Resistance happens because people can imagine a different reality—because they demand a different reality. Ursula K. Le Guin showed us how to imagine and demand better from our society.
We will miss her. We will not forget her.

Rest in power, well-loved one.

In solidarity,

Jackie Lee, SF3 President

Allison Morris, WisCon 42 Co-Chair

Phredd Groves, WisCon 42 Co-Chair

Levi Sable, SF3 Communications Chair

7 thoughts on “Ursula K. Le Guin, 1929-2018”

  1. Please feel free to leave WisCon memories of Ursula in the comments! We’ll try to have a fast turnaround on them.

    Additionally—our awesome and hardworking programming team has agreed to take suggestions directly at panels@wiscon.net for Le Guin-focused panels only. Deadline is this Saturday, 1/27/18.

    1. Ursula was also at Wiscon in 2003. You left that one out. It was when Carol Emshwiller was a guest of honor.

  2. At WisCon 30 she did a kids’ program with the straightforward title “Ursula Le Guin Reads To Kids”. <3
    Anecdotally she had the longest line at the Signout for WisCon 30, and I found also an anecdote stating that when things wound down, two fans sang to her.

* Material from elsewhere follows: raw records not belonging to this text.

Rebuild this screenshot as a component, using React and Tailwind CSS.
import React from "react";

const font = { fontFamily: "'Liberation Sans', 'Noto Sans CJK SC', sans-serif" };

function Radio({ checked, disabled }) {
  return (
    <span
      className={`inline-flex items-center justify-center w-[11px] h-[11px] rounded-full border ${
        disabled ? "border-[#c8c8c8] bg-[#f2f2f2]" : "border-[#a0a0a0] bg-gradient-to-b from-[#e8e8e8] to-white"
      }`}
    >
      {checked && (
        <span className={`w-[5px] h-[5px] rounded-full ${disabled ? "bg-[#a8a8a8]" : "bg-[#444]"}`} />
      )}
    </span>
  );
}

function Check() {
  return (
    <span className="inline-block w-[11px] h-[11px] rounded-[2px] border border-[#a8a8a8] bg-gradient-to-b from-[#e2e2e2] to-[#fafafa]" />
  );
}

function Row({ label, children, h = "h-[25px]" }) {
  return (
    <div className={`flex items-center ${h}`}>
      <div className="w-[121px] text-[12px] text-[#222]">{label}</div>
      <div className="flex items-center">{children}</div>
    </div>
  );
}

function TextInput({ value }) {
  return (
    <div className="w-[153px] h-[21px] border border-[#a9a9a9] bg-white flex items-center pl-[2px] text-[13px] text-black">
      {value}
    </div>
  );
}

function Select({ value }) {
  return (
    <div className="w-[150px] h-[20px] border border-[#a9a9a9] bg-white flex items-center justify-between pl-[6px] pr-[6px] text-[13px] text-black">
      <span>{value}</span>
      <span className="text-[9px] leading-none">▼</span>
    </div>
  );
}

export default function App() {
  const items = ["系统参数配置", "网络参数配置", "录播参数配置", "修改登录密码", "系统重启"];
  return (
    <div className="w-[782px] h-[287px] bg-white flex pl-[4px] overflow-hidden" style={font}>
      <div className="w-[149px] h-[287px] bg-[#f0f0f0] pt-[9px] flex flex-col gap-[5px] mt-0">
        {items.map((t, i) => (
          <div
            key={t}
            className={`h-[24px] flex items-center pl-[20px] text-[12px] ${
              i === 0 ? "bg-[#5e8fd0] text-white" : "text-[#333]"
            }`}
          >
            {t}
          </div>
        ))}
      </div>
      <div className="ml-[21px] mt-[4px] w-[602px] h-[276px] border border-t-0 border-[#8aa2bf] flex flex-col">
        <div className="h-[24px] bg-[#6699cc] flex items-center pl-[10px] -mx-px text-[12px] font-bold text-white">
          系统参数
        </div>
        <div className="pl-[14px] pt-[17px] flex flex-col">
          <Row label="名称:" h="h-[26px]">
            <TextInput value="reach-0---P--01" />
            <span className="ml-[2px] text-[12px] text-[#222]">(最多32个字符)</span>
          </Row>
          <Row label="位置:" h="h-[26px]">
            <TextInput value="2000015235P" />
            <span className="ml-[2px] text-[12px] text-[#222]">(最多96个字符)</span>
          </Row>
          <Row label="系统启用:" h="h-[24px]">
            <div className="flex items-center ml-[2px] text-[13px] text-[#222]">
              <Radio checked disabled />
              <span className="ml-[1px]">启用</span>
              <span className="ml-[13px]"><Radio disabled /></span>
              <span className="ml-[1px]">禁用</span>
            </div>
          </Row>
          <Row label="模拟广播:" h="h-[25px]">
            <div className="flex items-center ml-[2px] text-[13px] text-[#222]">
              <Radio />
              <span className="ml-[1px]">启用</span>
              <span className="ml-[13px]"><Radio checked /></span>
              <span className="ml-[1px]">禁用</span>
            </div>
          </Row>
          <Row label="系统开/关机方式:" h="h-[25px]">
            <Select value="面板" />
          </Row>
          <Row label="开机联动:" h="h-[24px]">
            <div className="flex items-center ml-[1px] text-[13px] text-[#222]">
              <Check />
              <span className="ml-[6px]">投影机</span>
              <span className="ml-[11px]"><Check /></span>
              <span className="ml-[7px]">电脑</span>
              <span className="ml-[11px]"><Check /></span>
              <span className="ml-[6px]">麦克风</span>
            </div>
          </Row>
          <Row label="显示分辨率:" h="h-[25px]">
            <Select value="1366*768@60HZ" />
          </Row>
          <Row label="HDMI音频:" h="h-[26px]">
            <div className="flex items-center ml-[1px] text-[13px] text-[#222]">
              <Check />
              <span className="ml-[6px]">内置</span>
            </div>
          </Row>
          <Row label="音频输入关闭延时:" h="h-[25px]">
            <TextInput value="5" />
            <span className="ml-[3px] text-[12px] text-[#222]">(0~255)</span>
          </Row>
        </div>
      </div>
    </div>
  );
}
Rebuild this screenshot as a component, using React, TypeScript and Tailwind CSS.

  3. Vicki Rosenzweig made a post about WisCon 20 where she talked a bit about her experiences with Le Guin during the con.
    This part jumped out at me:

    Le Guin, after telling us that she hadn’t planned to give a speech, and then had thought of something she wanted to say at the last minute and asked Jeanne to fit it in, gave a short but interesting talk, combining politics and what it’s like to be getting old in a society that considers old people aliens. “Earth people,” she has noticed, “spend a lot of time thinking about things like sex and bungee jumping.”

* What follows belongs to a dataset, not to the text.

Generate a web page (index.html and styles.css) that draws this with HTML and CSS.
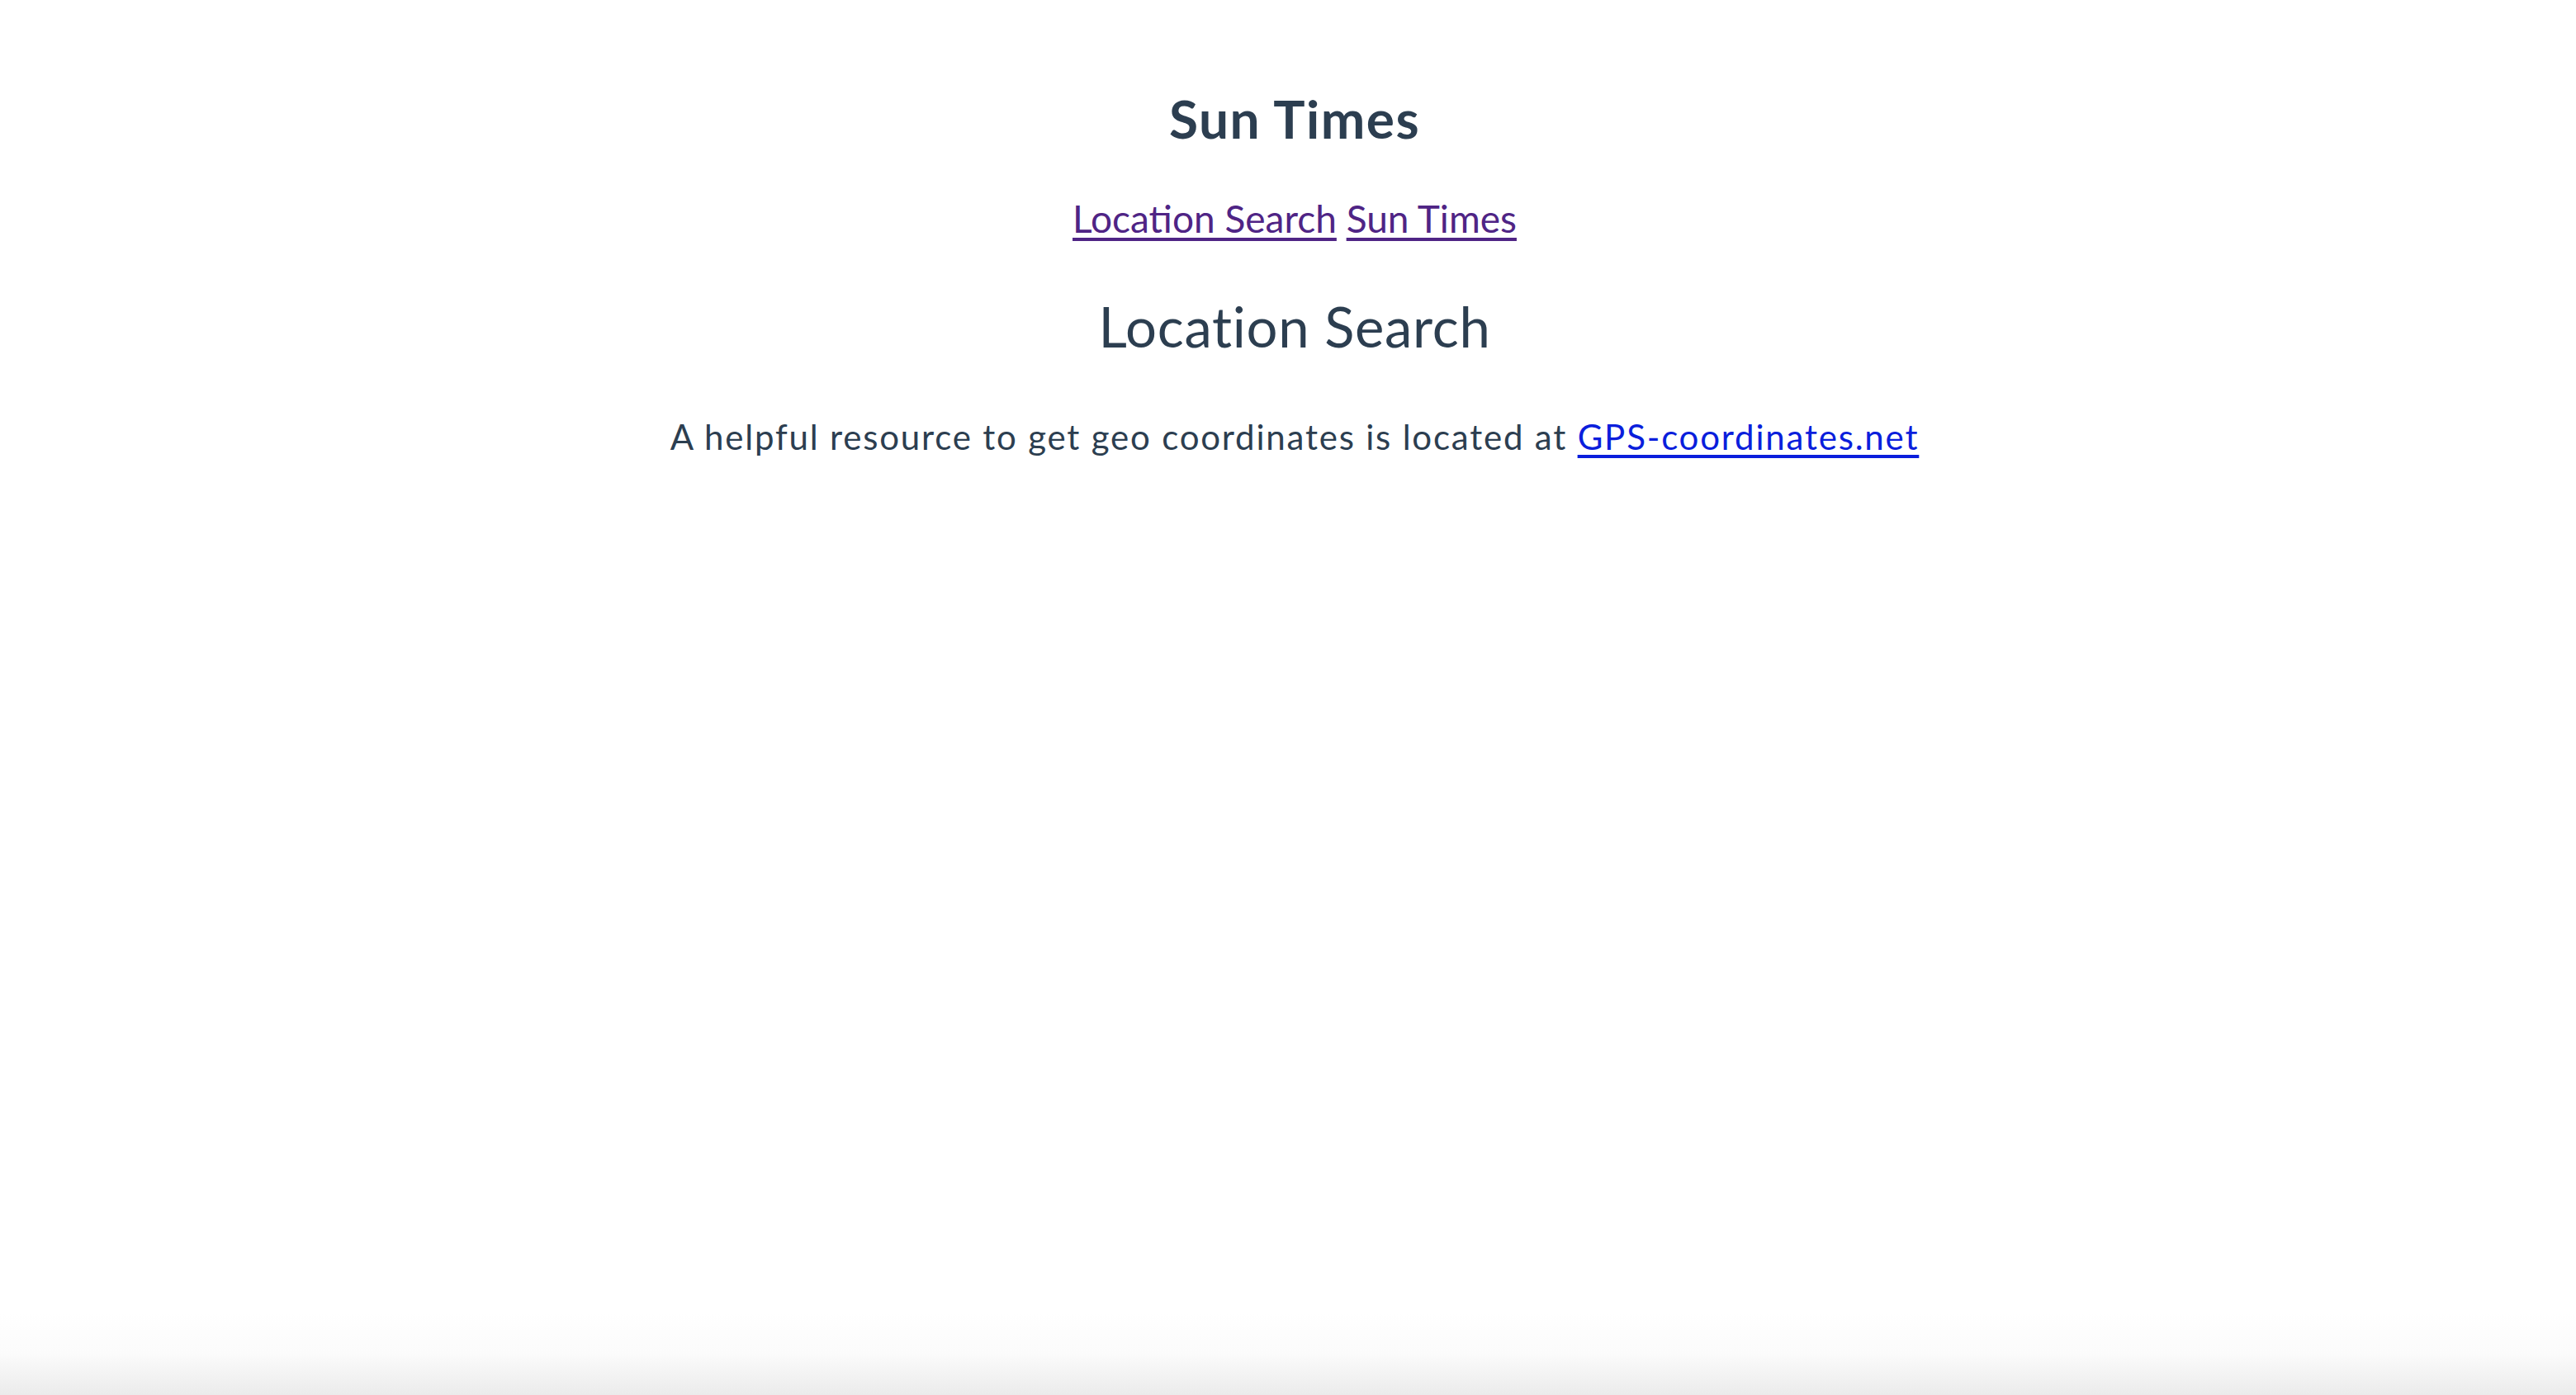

    The whole post can be found here: http://www.panix.com/~vr/wiscon20.html

  4. Pamela K. Taylor blogged about a panel at WisCon 30 Le Guin was on — “Both/And in an Either/Or World” here: http://www.pktaylor.com/pksblog/2006/05/wiscon.html

    Excerpt:
    “…Ursula replied that a book is not just the author writing, it is the author writing for the reader, that the book, ultimately, is created by the two of them together, so you have to write so that you are accessible to your reader.”

  5. October 17, 2016 The New Yorker, “The Fantastic Ursula K. Le Guin” written by Julie Phillips
    Link: https://www.newyorker.com/magazine/2016/10/17/the-fantastic-ursula-k-le-guin

    Excerpt:
    I once watched her participate in a panel discussion on gender and literature at WisCon, an annual gathering of feminist science-fiction writers, readers, and academics in Madison, Wisconsin. Scowling like a snapping turtle, she sat waiting for illogical remarks, which she then gently but firmly tore to bits. Yet a conversation with Le Guin is often full of comic asides, laughter, and—a particularly Le Guin trait—good-natured snorts. Humor seems to be her way of taking the edge off the polemic, as well as an introvert’s channel of communication. Behind even the lightest remarks, one is aware of a keen intelligence and a lifetime of thought, held back for the purposes of casual conversation.